⟨

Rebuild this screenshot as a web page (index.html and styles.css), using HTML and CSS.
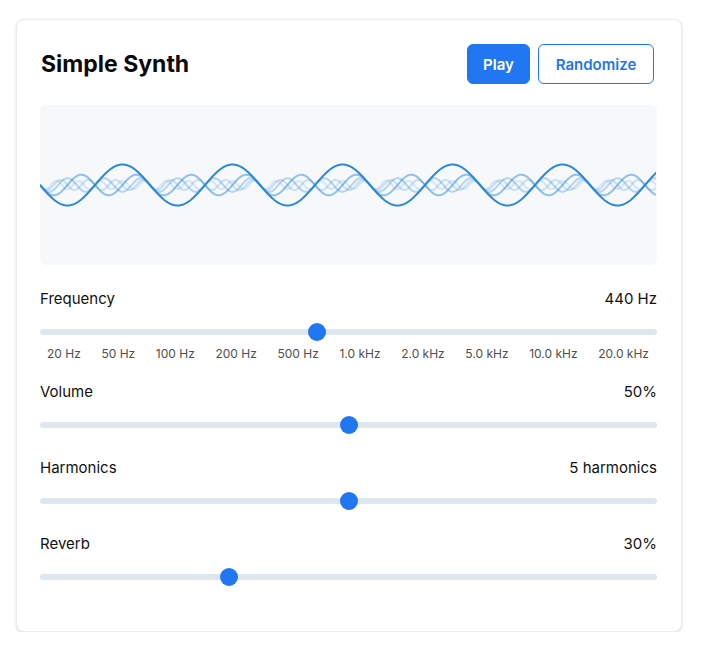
FILE: index.html
```html
<!DOCTYPE html>
<html>
<head>
<meta charset="utf-8">
<link rel="stylesheet" href="styles.css">
</head>
<body>
<div class="card">
  <div class="header">
    <h1 class="title">Simple Synth</h1>
    <div class="actions">
      <button class="btn btn-primary">Play</button>
      <button class="btn btn-outline">Randomize</button>
    </div>
  </div>
  <div class="scope">
    <svg id="wave" class="wave" width="616" height="160" viewBox="0 0 616 160"></svg>
  </div>
  <div class="controls">
    <div class="group">
      <div class="row"><span class="label">Frequency</span><span class="value">440 Hz</span></div>
      <input class="slider" type="range" min="0" max="1000" value="447">
      <div class="ticks">
        <span>20 Hz</span><span>50 Hz</span><span>100 Hz</span><span>200 Hz</span><span>500 Hz</span><span>1.0 kHz</span><span>2.0 kHz</span><span>5.0 kHz</span><span>10.0 kHz</span><span>20.0 kHz</span>
      </div>
    </div>
    <div class="group">
      <div class="row"><span class="label">Volume</span><span class="value">50%</span></div>
      <input class="slider" type="range" min="0" max="100" value="50">
    </div>
    <div class="group">
      <div class="row"><span class="label">Harmonics</span><span class="value">5 harmonics</span></div>
      <input class="slider" type="range" min="1" max="9" value="5">
    </div>
    <div class="group">
      <div class="row"><span class="label">Reverb</span><span class="value">30%</span></div>
      <input class="slider" type="range" min="0" max="100" value="30">
    </div>
  </div>
</div>
<script src="script.js"></script>
</body>
</html>
```

FILE: styles.css
```css
* { box-sizing: border-box; }
html, body { margin: 0; padding: 0; background: #fff; }
body {
  font-family: "Inter", "Liberation Sans", sans-serif;
  color: #111;
}
.card {
  width: 666px;
  margin: 19px 0 0 16px;
  border: 1px solid #ececec;
  border-radius: 8px;
  box-shadow: 0 1px 3px rgba(0,0,0,0.14);
  padding: 24px 24px 24px 23px;
  background: #fff;
}
.header {
  display: flex;
  align-items: center;
  justify-content: space-between;
  height: 40px;
}
.title {
  margin: 0 0 0 1px;
  font-size: 23px;
  font-weight: 700;
  letter-spacing: 0;
  color: #0a0a0a;
}
.actions {
  display: flex;
  gap: 8px;
  margin-right: 3px;
}
.btn {
  height: 40px;
  border-radius: 6px;
  font-family: inherit;
  font-size: 15px;
  font-weight: 600;
  padding: 0 16px;
  cursor: pointer;
}
.btn-primary {
  background: #2176f1;
  color: #fff;
  border: 1px solid #2176f1;
  width: 63px;
  padding: 0;
}
.btn-outline {
  background: #fff;
  color: #2176f1;
  border: 1px solid #2176f1;
  width: 116px;
  padding: 0;
}
.scope {
  margin-top: 21px;
  height: 160px;
  background: #f6f8fa;
  border-radius: 6px;
  overflow: hidden;
}
.wave { display: block; }
.controls {
  margin-top: 23px;
  display: flex;
  flex-direction: column;
  gap: 20px;
  margin-bottom: 18px;
}
.group { display: flex; flex-direction: column; }
.row {
  display: flex;
  justify-content: space-between;
  align-items: center;
  height: 20px;
  font-size: 15px;
  color: #111;
}
.slider {
  -webkit-appearance: none;
  appearance: none;
  width: 100%;
  height: 24px;
  margin: 12px 0 0 0;
  background: transparent;
  display: block;
}
.slider::-webkit-slider-runnable-track {
  height: 6px;
  background: #dfe6ee;
  border-radius: 3px;
}
.slider::-webkit-slider-thumb {
  -webkit-appearance: none;
  width: 18px;
  height: 18px;
  border-radius: 50%;
  background: #2176f1;
  margin-top: -6px;
  border: none;
}
.ticks {
  display: flex;
  justify-content: space-between;
  padding: 0 8px 0 7px;
  margin-top: 3px;
  height: 14px;
  font-size: 12px;
  line-height: 14px;
  color: #4f4f4f;
}
```

FILE: script.js
```js
(function () {
  var svg = document.getElementById('wave');
  var ns = 'http://www.w3.org/2000/svg';
  var W = 617, cy = 80, A = 20.5, P = 110;
  var layers = [
    { n: 5, op: 0.16 },
    { n: 4, op: 0.22 },
    { n: 3, op: 0.32 },
    { n: 2, op: 0.5 },
    { n: 1, op: 1 }
  ];
  layers.forEach(function (l) {
    var d = '';
    for (var x = 0; x <= W; x += 1) {
      var y = cy + (A / l.n) * Math.sin(2 * Math.PI * l.n * x / P);
      d += (x === 0 ? 'M' : 'L') + x + ' ' + y.toFixed(2);
    }
    var p = document.createElementNS(ns, 'path');
    p.setAttribute('d', d);
    p.setAttribute('fill', 'none');
    p.setAttribute('stroke', '#2a89d9');
    p.setAttribute('stroke-width', '2');
    p.setAttribute('stroke-opacity', l.op);
    svg.appendChild(p);
  });
})();
```
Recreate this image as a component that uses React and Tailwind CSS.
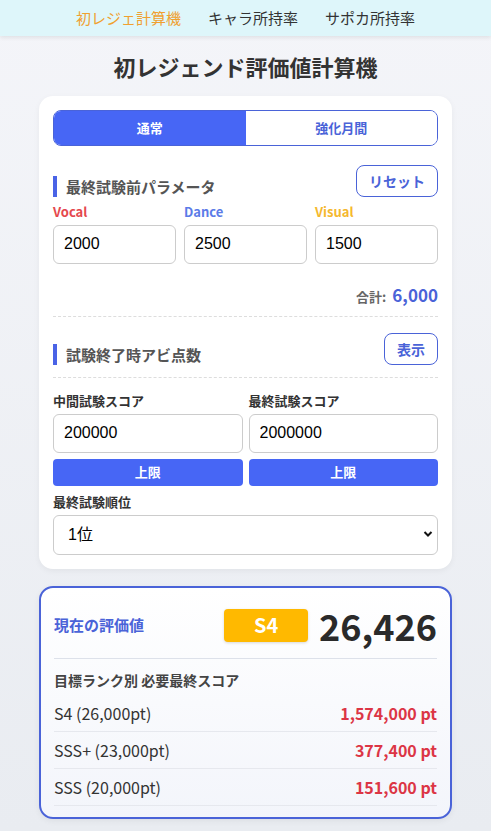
import { useState } from "react";

const jp = { fontFamily: '"Noto Sans CJK JP", "Noto Sans", sans-serif' };

function SectionTitle({ children, button }) {
  return (
    <div className="flex items-end justify-between">
      <div className="flex items-end gap-[9px]">
        <span className="w-[4px] h-[21px] bg-[#4a63e6]" />
        <h2 className="text-[15px] font-bold text-[#555] leading-[20px]">{children}</h2>
      </div>
      <button className="h-[32px] px-[12px] rounded-lg border border-[#4a63d8] text-[#4a63d8] text-[14px] font-bold bg-white">
        {button}
      </button>
    </div>
  );
}

function NumInput({ value }) {
  return (
    <input
      defaultValue={value}
      className="w-full h-[39px] border border-[#ccc] rounded-[6px] px-[10px] text-[16px] text-black bg-white"
      style={{ fontFamily: '"Liberation Sans", Arial, sans-serif' }}
    />
  );
}

function TargetRow({ label, value }) {
  return (
    <div className="flex items-center justify-between h-[37px] border-b border-[#e6e8ee]">
      <span className="text-[16px] text-[#333]">{label}</span>
      <span className="text-[16px] font-bold text-[#dc3545]">{value}</span>
    </div>
  );
}

export default function App() {
  const [mode, setMode] = useState("normal");
  return (
    <div className="min-h-screen bg-gradient-to-b from-[#f4f5f9] to-[#e9ecf1] text-[#333]" style={jp}>
      {/* ナビ */}
      <header className="h-[36px] bg-[#def6fa] shadow-[0_2px_4px_rgba(0,0,0,0.08)] flex items-center justify-center gap-[27px] text-[15px]">
        <span className="text-[#f0a030]">初レジェ計算機</span>
        <span className="text-[#333]">キャラ所持率</span>
        <span className="text-[#333]">サポカ所持率</span>
      </header>

      <main className="px-[39px] pb-[13px]">
        <h1 className="text-[22px] font-bold text-[#333] text-center pt-[15px] pb-[15px] leading-[30px]">
          初レジェンド評価値計算機
        </h1>

        {/* 入力カード */}
        <section className="bg-white rounded-[14px] p-[14px] shadow-[0_2px_6px_rgba(0,0,0,0.05)]">
          <div className="flex h-[36px] rounded-lg border border-[#4a63d8] overflow-hidden">
            <button
              onClick={() => setMode("normal")}
              className={`flex-1 text-[13px] font-bold ${mode === "normal" ? "bg-[#4766f5] text-white" : "bg-white text-[#4a63d8]"}`}
            >
              通常
            </button>
            <button
              onClick={() => setMode("boost")}
              className={`flex-1 text-[13px] font-bold ${mode === "boost" ? "bg-[#4766f5] text-white" : "bg-white text-[#4a63d8]"}`}
            >
              強化月間
            </button>
          </div>

          <div className="mt-[19px]">
            <SectionTitle button="リセット">最終試験前パラメータ</SectionTitle>
          </div>

          <div className="grid grid-cols-3 gap-[8px] mt-[5px]">
            <div>
              <label className="block text-[13px] font-bold text-[#e5484d] mb-[3px]">Vocal</label>
              <NumInput value="2000" />
            </div>
            <div>
              <label className="block text-[13px] font-bold text-[#5b7be8] mb-[3px]">Dance</label>
              <NumInput value="2500" />
            </div>
            <div>
              <label className="block text-[13px] font-bold text-[#f5b82e] mb-[3px]">Visual</label>
              <NumInput value="1500" />
            </div>
          </div>

          <div className="flex items-baseline justify-end gap-[6px] mt-[18px]">
            <span className="text-[13px] font-bold text-[#666]">合計:</span>
            <span className="text-[17px] font-bold text-[#4a63d8]">6,000</span>
          </div>

          <div className="border-t border-dashed border-[#ddd] mt-[9px]" />

          <div className="mt-[16px]">
            <SectionTitle button="表示">試験終了時アビ点数</SectionTitle>
          </div>

          <div className="border-t border-dashed border-[#ddd] mt-[12px]" />

          <div className="grid grid-cols-2 gap-[6px] mt-[13px]">
            <div>
              <label className="block text-[13px] font-bold text-[#333] mb-[3px]">中間試験スコア</label>
              <NumInput value="200000" />
              <button className="w-full h-[27px] mt-[6px] rounded-[4px] bg-[#4766f5] text-white text-[13px] font-bold">上限</button>
            </div>
            <div>
              <label className="block text-[13px] font-bold text-[#333] mb-[3px]">最終試験スコア</label>
              <NumInput value="2000000" />
              <button className="w-full h-[27px] mt-[6px] rounded-[4px] bg-[#4766f5] text-white text-[13px] font-bold">上限</button>
            </div>
          </div>

          <label className="block text-[13px] font-bold text-[#333] mt-[6px] mb-[4px]">最終試験順位</label>
          <div className="relative">
            <select
              className="w-full h-[40px] border border-[#ccc] rounded-[6px] pl-[14px] text-[16px] text-black bg-white appearance-none"
              style={{ fontFamily: '"Liberation Sans", "Noto Sans CJK JP", sans-serif' }}
            >
              <option>1位</option>
              <option>2位</option>
              <option>3位</option>
            </select>
            <svg className="absolute right-[5px] top-[15px] pointer-events-none" width="10" height="8" viewBox="0 0 10 8">
              <path d="M1.5 2 L5 5.5 L8.5 2" fill="none" stroke="#111" strokeWidth="2" />
            </svg>
          </div>
        </section>

        {/* 結果カード */}
        <section className="mt-[17px] rounded-[14px] border-2 border-[#4a63d8] bg-gradient-to-b from-white to-[#f3f5fb] px-[13px] pt-[17px] pb-[11px] shadow-[0_2px_6px_rgba(0,0,0,0.06)]">
          <div className="flex items-center justify-between pb-[13px] border-b border-[#dde1ea]">
            <span className="text-[15px] font-bold text-[#4a63d8]">現在の評価値</span>
            <div className="flex items-center gap-[11px]">
              <span className="w-[84px] h-[33px] rounded-[4px] bg-[#ffb900] text-white text-[20px] font-bold flex items-center justify-center shadow-[0_1px_3px_rgba(0,0,0,0.15)]">
                S4
              </span>
              <span className="text-[36px] font-bold text-[#2a2a2a] leading-[40px]">26,426</span>
            </div>
          </div>
          <h3 className="text-[14px] font-bold text-[#444] mt-[11px] mb-[4px]">目標ランク別 必要最終スコア</h3>
          <TargetRow label="S4 (26,000pt)" value="1,574,000 pt" />
          <TargetRow label="SSS+ (23,000pt)" value="377,400 pt" />
          <TargetRow label="SSS (20,000pt)" value="151,600 pt" />
        </section>
      </main>
    </div>
  );
}
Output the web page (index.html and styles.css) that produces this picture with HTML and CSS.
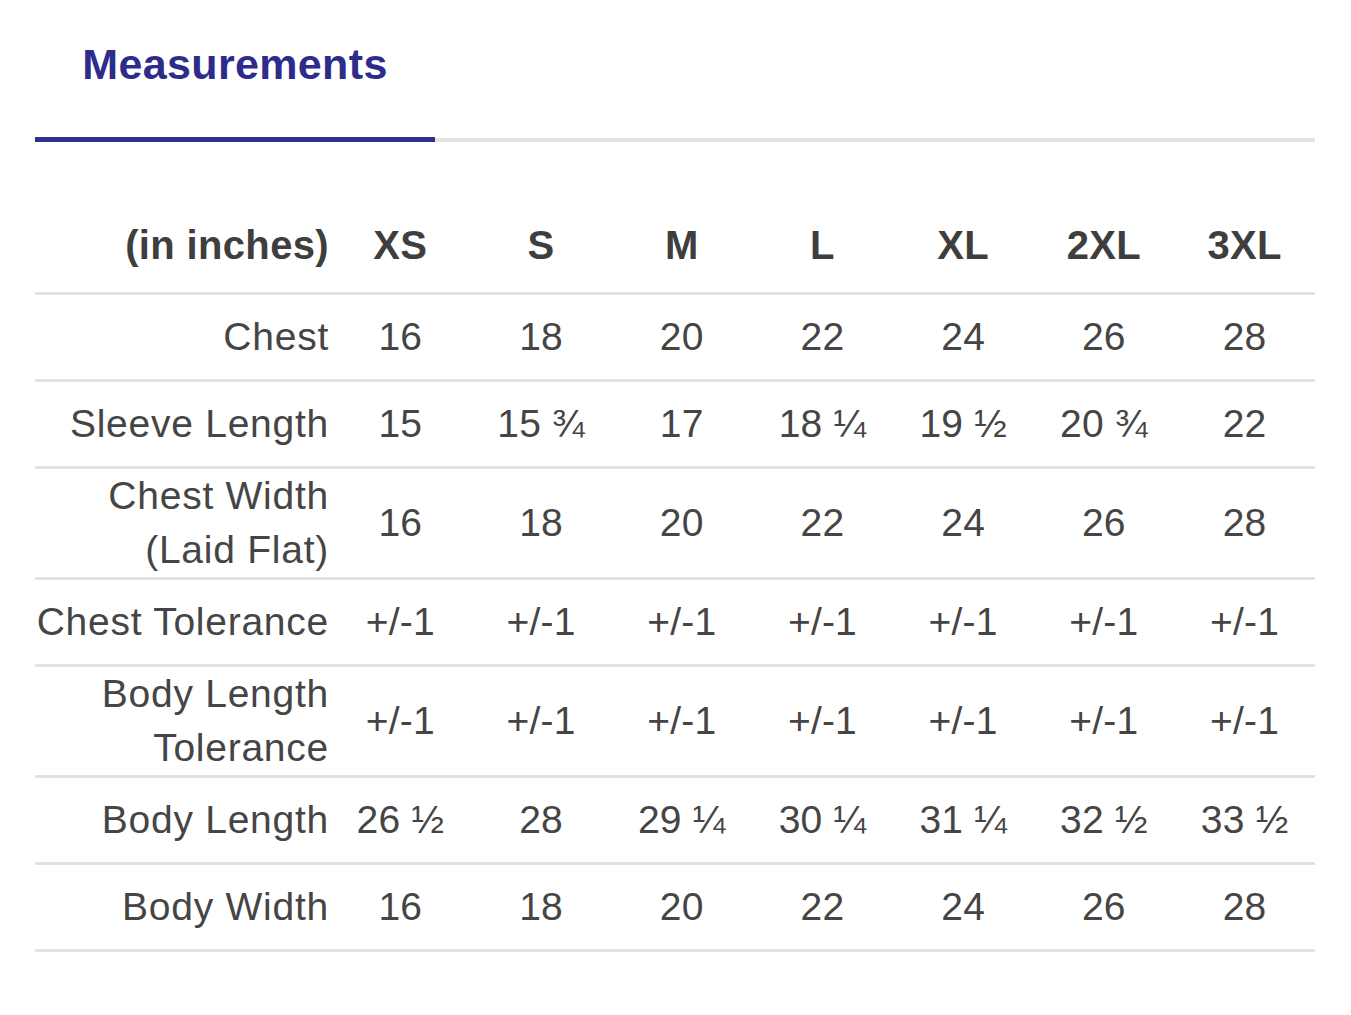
FILE: index.html
```html
<!DOCTYPE html>
<html lang="en">
<head>
<meta charset="utf-8">
<title>Measurements</title>
<link rel="stylesheet" href="styles.css">
</head>
<body>
<div class="page">
  <div class="tabbar">
    <div class="tab active">Measurements</div>
    <div class="tab-rest"></div>
  </div>
  <table class="sizes">
    <colgroup>
      <col class="col-label">
      <col><col><col><col><col><col><col>
    </colgroup>
    <thead>
      <tr>
        <th class="label">(in inches)</th>
        <th>XS</th><th>S</th><th>M</th><th>L</th><th>XL</th><th>2XL</th><th>3XL</th>
      </tr>
    </thead>
    <tbody>
      <tr><td class="label">Chest</td><td>16</td><td>18</td><td>20</td><td>22</td><td>24</td><td>26</td><td>28</td></tr>
      <tr><td class="label">Sleeve Length</td><td>15</td><td>15 ¾</td><td>17</td><td>18 ¼</td><td>19 ½</td><td>20 ¾</td><td>22</td></tr>
      <tr><td class="label">Chest Width<br>(Laid Flat)</td><td>16</td><td>18</td><td>20</td><td>22</td><td>24</td><td>26</td><td>28</td></tr>
      <tr><td class="label">Chest Tolerance</td><td>+/-1</td><td>+/-1</td><td>+/-1</td><td>+/-1</td><td>+/-1</td><td>+/-1</td><td>+/-1</td></tr>
      <tr><td class="label">Body Length<br>Tolerance</td><td>+/-1</td><td>+/-1</td><td>+/-1</td><td>+/-1</td><td>+/-1</td><td>+/-1</td><td>+/-1</td></tr>
      <tr><td class="label">Body Length</td><td>26 ½</td><td>28</td><td>29 ¼</td><td>30 ¼</td><td>31 ¼</td><td>32 ½</td><td>33 ½</td></tr>
      <tr><td class="label">Body Width</td><td>16</td><td>18</td><td>20</td><td>22</td><td>24</td><td>26</td><td>28</td></tr>
    </tbody>
  </table>
</div>
</body>
</html>
```
FILE: styles.css
```css
html, body {
  margin: 0;
  padding: 0;
  background: #ffffff;
}

.page {
  width: 1280px;
  margin-left: 35px;
  font-family: "Liberation Sans", Arial, sans-serif;
}

.tabbar {
  display: flex;
  align-items: flex-end;
}

.tab {
  width: 400px;
  box-sizing: border-box;
  text-align: center;
  font-size: 43px;
  line-height: 50px;
  font-weight: bold;
  letter-spacing: 0.35px;
  color: #2e2c8a;
  padding-top: 39px;
  padding-bottom: 48px;
  border-bottom: 5px solid #2e3090;
}

.tab-rest {
  flex: 1;
  border-bottom: 4px solid #e4e4e4;
}

.sizes {
  width: 1280px;
  table-layout: fixed;
  border-collapse: collapse;
  margin-top: 64px;
  color: #454545;
}

.col-label {
  width: 295px;
}

.sizes th,
.sizes td {
  padding: 0;
  height: 84px;
  text-align: center;
  vertical-align: middle;
  border-bottom: 3px solid #e2e2e2;
  font-size: 39px;
  line-height: 54px;
  letter-spacing: 0.2px;
  white-space: nowrap;
}

.sizes th {
  font-weight: bold;
  font-size: 40px;
  color: #3e3e3e;
  padding-bottom: 8px;
  height: 78px;
  letter-spacing: 0.35px;
}

.sizes .label {
  text-align: right;
  padding-right: 1px;
}

.sizes td.label {
  letter-spacing: 0.75px;
}
```
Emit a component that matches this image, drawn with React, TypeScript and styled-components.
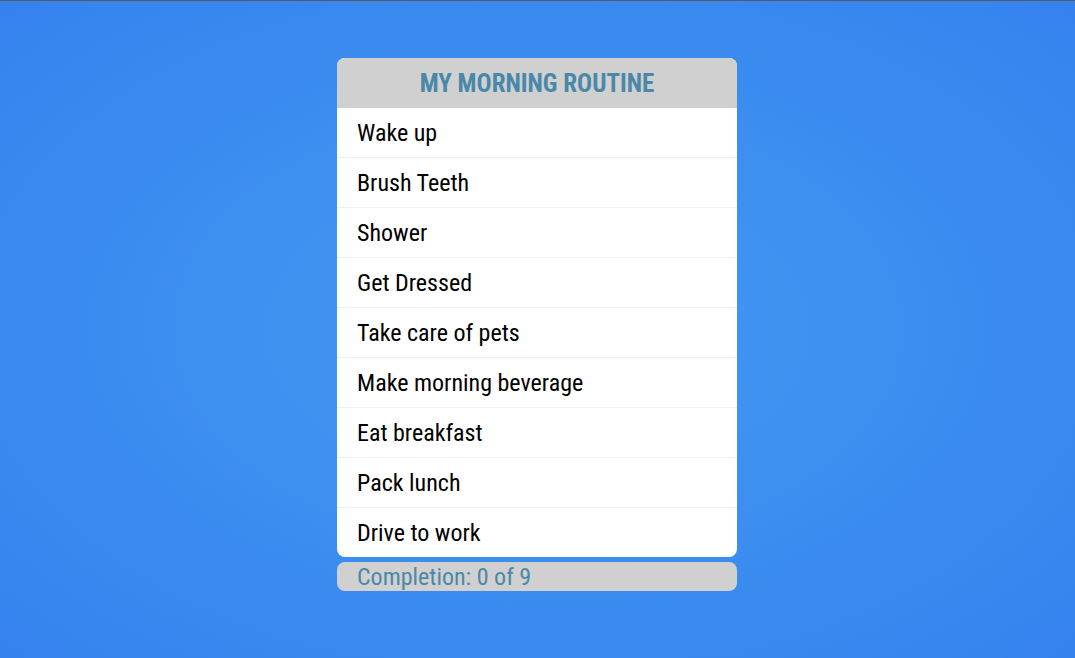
import React from 'react'
import styled, { createGlobalStyle } from 'styled-components'

const GlobalStyle = createGlobalStyle`
  html, body {
    margin: 0;
    height: 100%;
  }
  body {
    font-family: "Roboto Condensed", Roboto, "Liberation Sans", sans-serif;
    font-stretch: condensed;
    border-top: 1px solid #555a63;
    box-sizing: border-box;
    background: radial-gradient(ellipse at center, #4499f1 0%, #3d8ff0 45%, #3582ee 100%);
    overflow: hidden;
  }
  #root {
    height: 100%;
  }
`

const Page = styled.div`
  display: flex;
  justify-content: center;
  padding-top: 57px;
  padding-right: 1px;
`

const Column = styled.div`
  width: 400px;
  display: flex;
  flex-direction: column;
  gap: 5px;
`

const Card = styled.div`
  background: #fff;
  border-radius: 8px;
  overflow: hidden;
`

const Header = styled.h1`
  margin: 0;
  height: 50px;
  background: #d0d0d0;
  color: #4a88a9;
  font-size: 25px;
  font-weight: 700;
  text-align: center;
  line-height: 52px;
`

const List = styled.ul`
  list-style: none;
  margin: 0;
  padding: 0;
`

const Item = styled.li`
  height: 50px;
  padding: 0 20px;
  display: flex;
  align-items: center;
  font-size: 24px;
  color: #000;
  border-bottom: 1px solid #efefef;
  box-sizing: border-box;

  &:last-child {
    border-bottom: none;
    height: 49px;
  }
`

const Footer = styled.div`
  height: 29px;
  background: #d0d0d0;
  border-radius: 8px;
  padding: 0 20px;
  display: flex;
  align-items: center;
  color: #4a88a9;
  font-size: 24px;
`

const tasks = [
  'Wake up',
  'Brush Teeth',
  'Shower',
  'Get Dressed',
  'Take care of pets',
  'Make morning beverage',
  'Eat breakfast',
  'Pack lunch',
  'Drive to work',
]

export default function App() {
  const done = 0
  return (
    <>
      <GlobalStyle />
      <Page>
        <Column>
          <Card>
            <Header>MY MORNING ROUTINE</Header>
            <List>
              {tasks.map(t => (
                <Item key={t}>{t}</Item>
              ))}
            </List>
          </Card>
          <Footer>
            Completion: {done} of {tasks.length}
          </Footer>
        </Column>
      </Page>
    </>
  )
}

⟩

■ What needs to be done: Pick out the lines that contain "this" and copy them.

■ The reply:
Rebuild this screenshot as a web page (index.html and styles.css), using HTML and CSS.
Recreate this image as a component that uses React and Tailwind CSS.
Output the web page (index.html and styles.css) that produces this picture with HTML and CSS.
Emit a component that matches this image, drawn with React, TypeScript and styled-components.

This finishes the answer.